A doutoranda em Teoria do Estado e Direito Constitucional pela PUC-RJ, Claudia Constantino que também ingressou na formação este ano, defende que é necessário promover uma mudança profunda na cultura organizacional, que ainda vê a alta qualificação acadêmica como um “projeto pessoal” do (a) servidor (a), e não como um investimento revertido para o próprio Judiciário. A servidora também identifica a falta de incentivo por parte das chefias, alegando que a formação acadêmica poderá “atrapalhar o serviço”. 

“Falta a compreensão de que o conhecimento adquirido deve ser aplicado no cotidiano, gerando inovação e melhorias. Um servidor qualificado lida com mais facilidade tanto com colegas e chefias quanto com a sociedade em geral. Em vez disso, surge a desarrazoada ‘sugestão’ de que o servidor precisa escolher entre o cargo e a continuidade de seus estudos”, criticou a servidora. 

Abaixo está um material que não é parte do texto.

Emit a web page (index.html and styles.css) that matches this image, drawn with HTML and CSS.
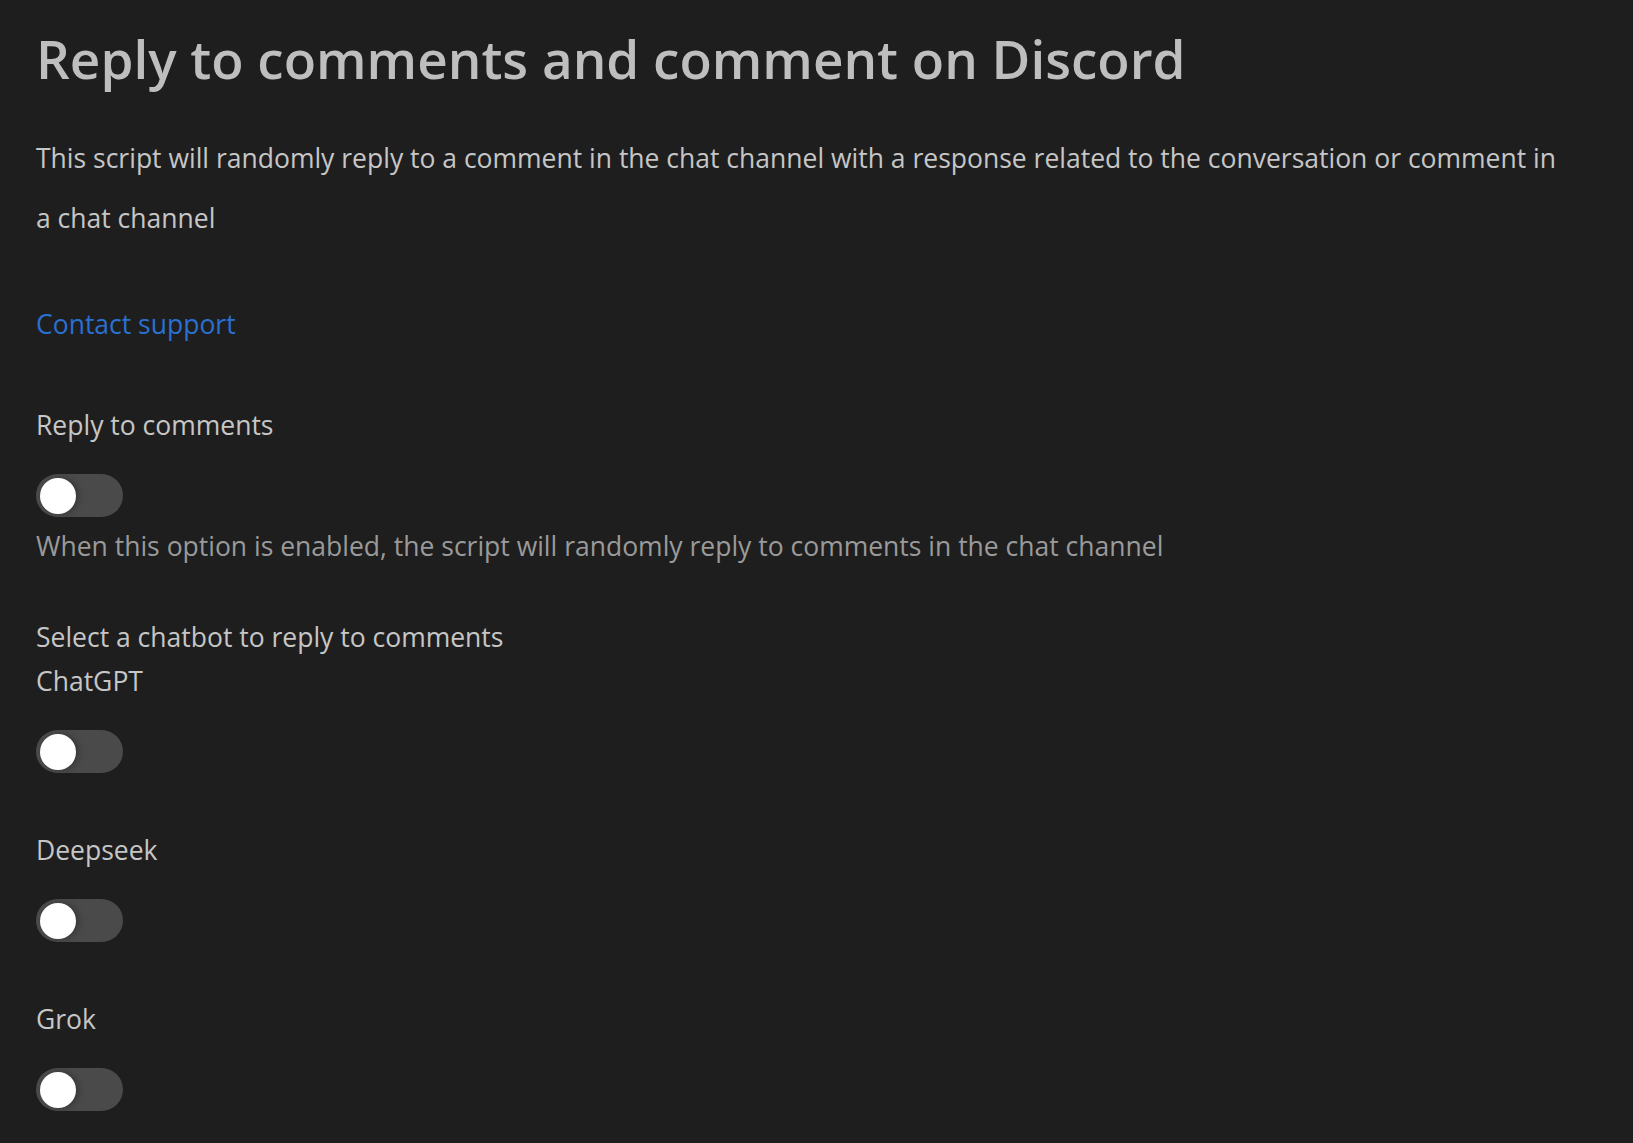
FILE: index.html
```html
<!DOCTYPE html>
<html lang="en">
<head>
<meta charset="utf-8">
<title>Reply to comments and comment on Discord</title>
<link rel="stylesheet" href="styles.css">
</head>
<body>
<main class="page">
  <h1 class="title">Reply to comments and comment on Discord</h1>
  <p class="desc">This script will randomly reply to a comment in the chat channel with a response related to the conversation or comment in a chat channel</p>
  <a class="support" href="#">Contact support</a>

  <section class="setting first">
    <div class="label">Reply to comments</div>
    <label class="toggle"><input type="checkbox"><span class="knob"></span></label>
    <div class="help">When this option is enabled, the script will randomly reply to comments in the chat channel</div>
  </section>

  <section class="setting group">
    <div class="label">Select a chatbot to reply to comments</div>
    <div class="option">
      <div class="label sub">ChatGPT</div>
      <label class="toggle"><input type="checkbox"><span class="knob"></span></label>
    </div>
    <div class="option">
      <div class="label sub">Deepseek</div>
      <label class="toggle"><input type="checkbox"><span class="knob"></span></label>
    </div>
    <div class="option">
      <div class="label sub">Grok</div>
      <label class="toggle"><input type="checkbox"><span class="knob"></span></label>
    </div>
  </section>
</main>
</body>
</html>
```

FILE: styles.css
```css
html, body {
  margin: 0;
  padding: 0;
  background: #1e1e1e;
}
body {
  font-family: "Open Sans", "Noto Sans", "Liberation Sans", sans-serif;
  color: #c6c6c6;
}
.page {
  padding: 24px 36px 0 36px;
  display: flex;
  flex-direction: column;
  align-items: flex-start;
}
.title {
  margin: 0;
  font-size: 53px;
  font-weight: 600;
  line-height: 70px;
  color: #bebebe;
}
.desc {
  margin: 34px 0 0 0;
  max-width: 1532px;
  font-size: 26.5px;
  line-height: 60px;
  color: #c6c6c6;
}
.support {
  margin-top: 58px;
  font-size: 26.5px;
  line-height: 36px;
  color: #2a70d0;
  text-decoration: none;
}
.setting { display: flex; flex-direction: column; align-items: flex-start; }
.first { margin-top: 65px; }
.label {
  font-size: 26.5px;
  line-height: 36px;
  color: #c6c6c6;
}
.toggle {
  position: relative;
  display: block;
  width: 87px;
  height: 43px;
  border-radius: 22px;
  background: #4a4a4a;
  margin-top: 31px;
  cursor: pointer;
}
.toggle input { display: none; }
.knob {
  position: absolute;
  left: 4px;
  top: 3.5px;
  width: 36px;
  height: 36px;
  border-radius: 50%;
  background: #ffffff;
  box-shadow: 3px 0 6px rgba(0,0,0,0.25);
}
.help {
  margin-top: 11px;
  font-size: 26.5px;
  line-height: 36px;
  color: #9a9a9a;
}
.group { margin-top: 55px; }
.option { display: flex; flex-direction: column; align-items: flex-start; }
.option + .option { margin-top: 51px; }
.sub { margin-top: 8px; }
```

Além dos entraves institucionais, Claudia lembra que mulheres enfrentam, ainda, a sobrecarga da dupla jornada, entre responsabilidades profissionais, acadêmicas e demandas familiares. “O trabalho doméstico, o cuidado com os filhos e a gestão da casa ainda recai desproporcionalmente sobre nós. Dar conta de toda essa carga mental e física é um desafio imenso. As instituições precisam reconhecer essa realidade e criar políticas de apoio mais efetivas, que podem ir desde a flexibilização real da jornada de trabalho, até programas de suporte que ajudem a aliviar um pouco esse peso”, defendeu. 

Claudia reforça a importância de as lideranças valorizarem ativamente a capacitação, compreendendo-a como um ganho estratégico, principalmente quando se faz um recorte de gênero. “Acredito que o caminho passa por uma gestão mais humana e uma cultura que, de fato, valorize o conhecimento e entenda as particularidades da trajetória feminina”, afirmou. 

Representatividade racial A assistente social Áurea Dias, que concluiu o doutorado em Serviço Social pela UERJ em 2020, acrescenta outra dimensão fundamental ao debate: a representatividade racial. De acordo com a servidora, mulheres negras representam menos de 3% do total de doutorandos no Brasil. “Seria interessante que todas e todos os pesquisadores com esse perfil pudessem acessar as instituições de pesquisa. No Brasil, esse ainda é um desafio. As instituições acadêmicas, especialmente no doutorado, preservam dificuldades para evitar, em seus quadros, pesquisadores com características diversas e que representem variados interesses de pesquisa e as múltiplas dimensões da realidade social”, apontou. Áurea acrescenta que investir na formação acadêmica de servidoras, sobretudo de mulheres negras, é fundamental para ampliar a representatividade e a pluralidade de olhares no Poder Judiciário. 

“O doutorado é o grau acadêmico mais elevado na produção de conhecimento científico. Espera-se que as pesquisas gerem análises inovadoras sobre temas relevantes e apresentem caminhos para a solução de questões que impactam a sociedade”, ressaltou a assistente social. 

Individualismo? Coletividade!

Às vésperas de seu deslocamento para Portugal, Fernanda reitera que o doutorado vai além de uma conquista pessoal: é uma oportunidade de contribuir para a construção de uma Justiça mais eficiente e que olhe para o futuro. “Além disso, o contato com diferentes perspectivas acadêmicas, experiências comparadas e práticas internacionais me permitirá trazer novas abordagens para temas sensíveis à agenda do Judiciário, como a promoção de direitos fundamentais, o acesso à justiça, a inclusão social e o enfrentamento das desigualdades estruturais – inclusive a de gênero”, argumentou. 

Para Áurea, o título não se resume a um reconhecimento individual. Ele tem um impacto no coletivo, na medida em que gera um conhecimento inovador, capaz de aprimorar políticas públicas, práticas administrativas e a própria prestação jurisdicional. “Nesse sentido, os incentivos administrativos para a garantia da qualificação acadêmica e profissional é um investimento que contribuirá para a excelência de pesquisas que retornarão conhecimentos para a própria instituição. No caso do doutorado, que exige um alto investimento do pesquisador, a flexibilidade da carga horária de trabalho para a garantia da presença nas disciplinas teóricas é tão importante quanto o tempo necessário para a elaboração do texto da tese”, concluiu.